Enfin, nous terminons avec les échelles d’attitudes. En fait, lorsque nous faisons appel à la mesure des attitudes, les outils auxquels on fait appel nommé des échelles, qui ont pour but d’accorder de ‘’nombres’’ aux choses, autrement dit, mettre des suppositions en fonction de contexte qui contourne le fait étudié.

Les échelles sont plusieurs types : nominales, ordinales, d’intervalles et de rapports.

Quelle que soit le type d’échelles l’acceptation ou le rejet des énoncées, ou la réponse positive ou négative à une question, se relient toujours à une position sur l’échelle.

Après ce survol méthodologie, la question qui s’impose concernant la psychologie expérimentale dans l’approche interculturelle, est-elle une Utopie ou une nécessité ?

La psychologie interculturelle ne se limite pas à une simple description de la culture mais elle a pour objectif d’examiner le caractère récepteur et/ou résistant des pensées et des actions des individus soumis aux influences culturelles.

En effet, la culture n’est pas une variable indépendante puisque des facteurs d’influences multiples dominent. Afin de contourner ce problème, donc, il faut élargir les modèles de causalité au-delà des modèles expérimentaux.

Dans la perspective de la psychologie interculturelle, les cultures sont des identités dynamiques. Le chercheur s’intéresse aux facteurs observés systématiquement.

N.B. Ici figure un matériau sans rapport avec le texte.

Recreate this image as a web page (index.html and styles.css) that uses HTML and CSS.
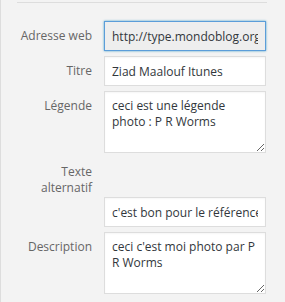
FILE: index.html
```html
<!DOCTYPE html>
<html lang="fr">
<head>
   <meta charset="UTF-8">
   <meta name="viewport" content="width=device-width, initial-scale=1.0">
   <title>Détails du fichier</title>
   <link rel="stylesheet" href="styles.css">
</head>
<body>

<div class="sidebar">
   <div class="settings">
       <label class="setting">
           <span class="name">Adresse web</span>
           <input type="text" class="field field-url" value="http://type.mondoblog.org/files/2014/05/ziad-maalouf-itunes.jpg" readonly>
       </label>
       <label class="setting">
           <span class="name">Titre</span>
           <input type="text" class="field" value="Ziad Maalouf Itunes">
       </label>
       <label class="setting">
           <span class="name">Légende</span>
           <textarea class="field area">ceci est une légende photo : P R Worms</textarea>
       </label>
       <label class="setting setting-alt">
           <span class="name">Texte alternatif</span>
       </label>
       <label class="setting">
           <span class="name"></span>
           <input type="text" class="field" value="c'est bon pour le référencement">
       </label>
       <label class="setting">
           <span class="name">Description</span>
           <textarea class="field area">ceci c'est moi photo par P R Worms</textarea>
       </label>
   </div>
</div>

</body>
</html>
```

FILE: styles.css
```css
body {
    font-family: "Open Sans", "Noto Sans", sans-serif;
    font-size: 12px;
    background-color: #f3f3f3;
    margin: 0;
    height: 302px;
    border-left: 1px solid #dddddd;
    box-sizing: border-box;
}
.sidebar {
    padding-left: 16px;
    padding-top: 2px;
}
.settings {
    width: 250px;
    border-top: 1px solid #dddddd;
    padding-top: 18px;
}
.setting {
    display: flex;
    align-items: flex-start;
    margin-bottom: 5px;
}
.name {
    width: 75px;
    flex: none;
    margin-right: 12px;
    padding-top: 7px;
    line-height: 16px;
    text-align: right;
    color: #666666;
}
.setting-alt {
    margin-bottom: 0;
}
.setting-alt .name {
    padding-top: 6px;
    padding-bottom: 1px;
}
.field {
    width: 162px;
    height: 30px;
    box-sizing: border-box;
    margin: 0;
    padding: 0 7px;
    border: 1px solid #dddddd;
    background-color: #ffffff;
    color: #32373c;
    font-family: "Open Sans", "Noto Sans", sans-serif;
    font-size: 12px;
    line-height: 16px;
    outline: none;
    box-shadow: inset 0 1px 2px rgba(0, 0, 0, 0.04);
}
.field-url {
    background-color: #eeeeee;
    border-color: #5b9dd9;
    box-shadow: 0 0 2px rgba(30, 140, 190, 0.8);
}
.area {
    height: 62px;
    padding: 6px 7px;
    resize: vertical;
    overflow: hidden;
}
```
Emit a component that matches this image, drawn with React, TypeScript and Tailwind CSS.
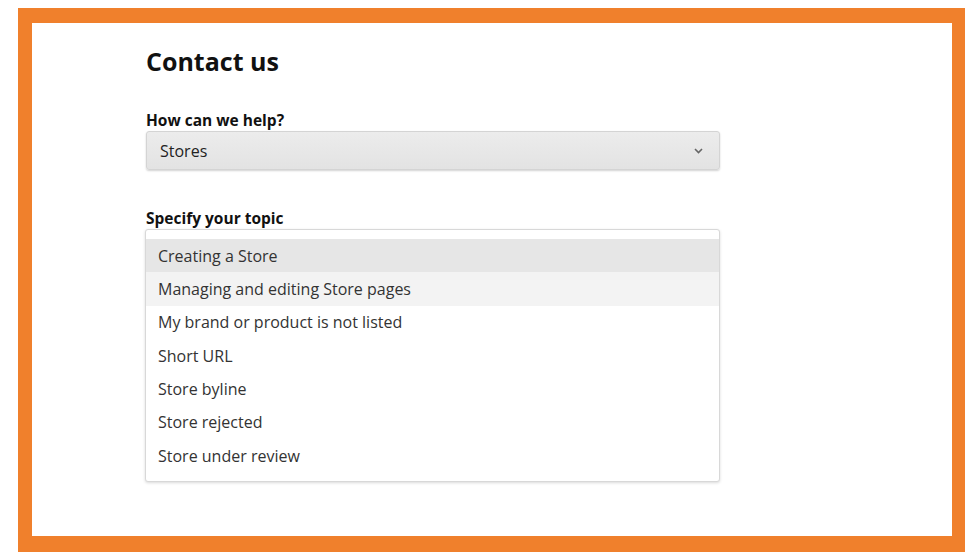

Les horizons de la psychologie interculturelle peuvent, alors, s’ouvrir à l’infini en émergeant plusieurs projets de développement expérimentaux car les variations des conditions deviennent illimitées.

Notes
418.

Reuchlin, M., (1992), Introduction à la recherche en psychologie, Tours, Nathan, P : 13.

419.

Camilleri, C., (1985), Anthropologie culturelle et éducation, UNESCO, Lausanne, Delâchaux et Niestlé, P : 135.

420.

Ghiglione, R., Matalon, B., (1978), Les enquêtes sociologiques, théories et pratique, Paris, Armand Colin, P : 223.